El texto de Schama también afronta en lo teórico un par de cuestiones que interesan a una posible epistemología de la historia: los sujetos del relato y la necesidad del evento. Para Schama, la historia es la de aquellos que pueden decir algo de ella, los protagonistas. Como los buenos narradores, han de ser correctamente elegidos. Así sucede que, junto a lo histórico distante, los grandes panoramas de masas en guerras, festivales, motines y celebraciones, hay lo que puede llamarse historia de cerca, la intimidad de aquellos nombres que ejemplifican los grandes vectores del tiempo en las pequeñeces de lo cotidiano.

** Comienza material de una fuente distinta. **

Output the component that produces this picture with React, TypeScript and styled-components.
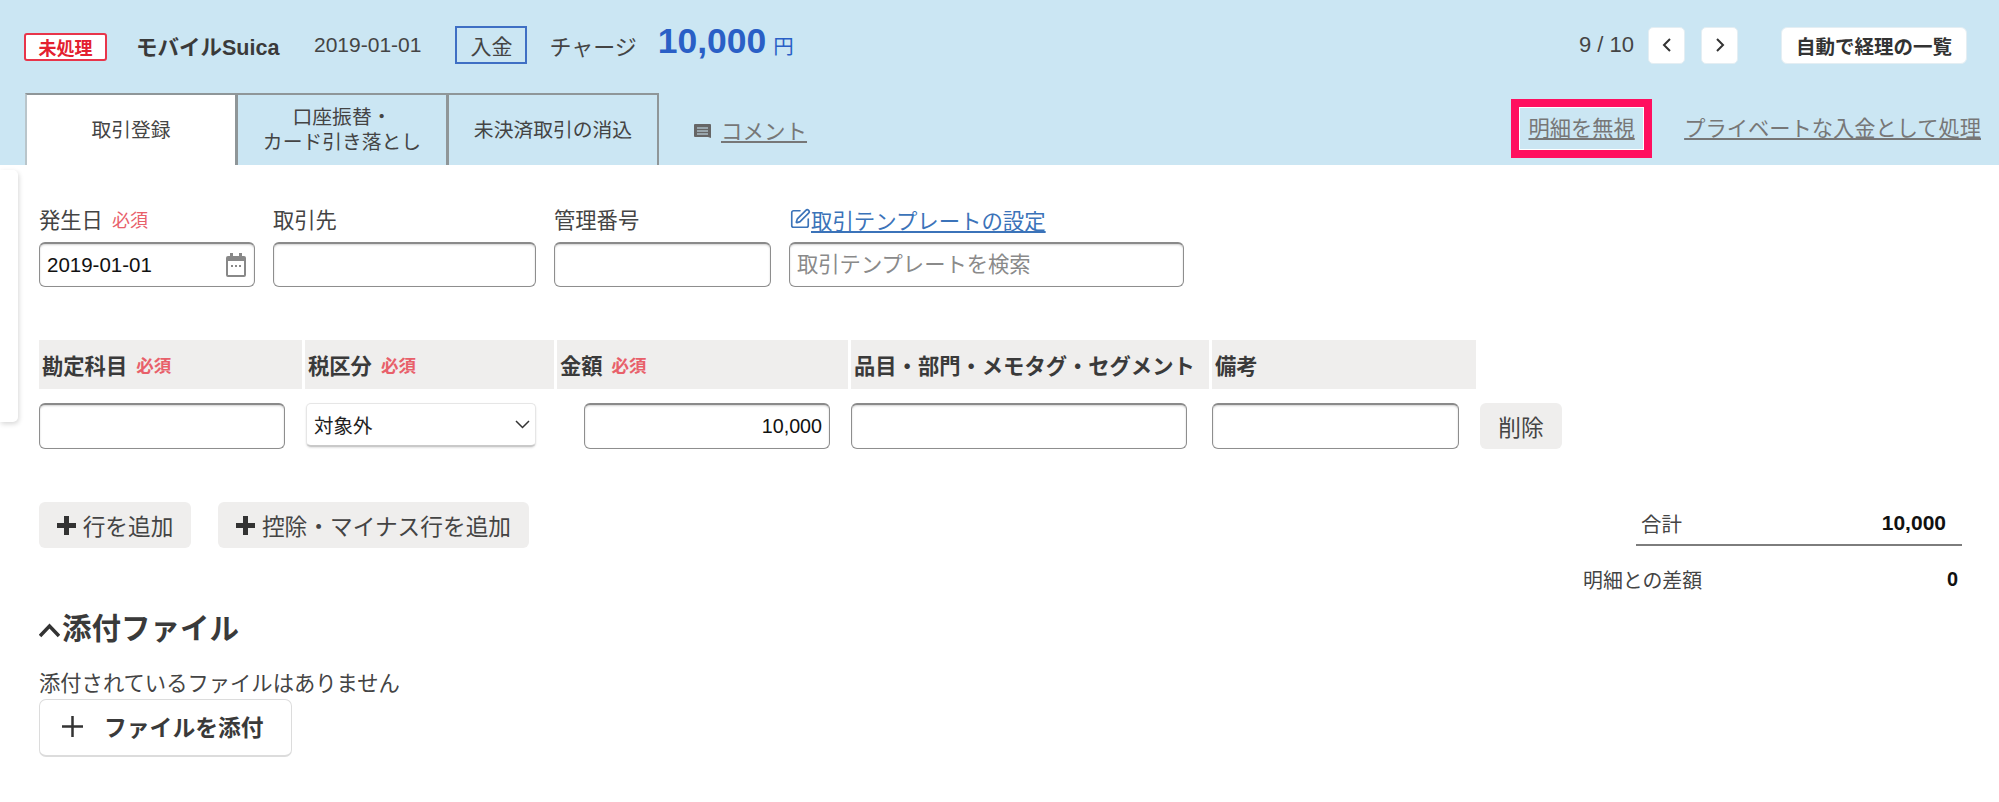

Luego está la gran pregunta metafísica: ¿es necesario todo lo que ocurre en la historia? O, como se preguntaba tempranamente Chateaubriand: ¿fue necesario el criminal terror revolucionario para que Francia se adecuara al cambio histórico? Schama no cree en el determinismo histórico pero sí en lo razonable ex post facto de lo ocurrido. No fue fatal que ocurriera ni, por ello, tampoco previsible, pero necesariamente constituye la materia prima de nuestro pasado. No tenemos otro. No tenemos otra. Zambullirse en la torrentera documental y seleccionar guiones es la tarea del historiador. Para Walter Benjamin, es un examen de escombros. Schama se ha debido asomar a un paisaje de ruinas y cementerios. Tras la última página hay un combinado sentimiento de revolución y melancolía. La construcción de una humanidad ideal llevada por un camino que se convierte en un zanjón lleno de sangre. Visto con cierta distancia, el ser humano vuelve a mostrarse como el único animal capaz de deshumanizarse. En este caso, de perder su humanidad en pos de la Humanidad.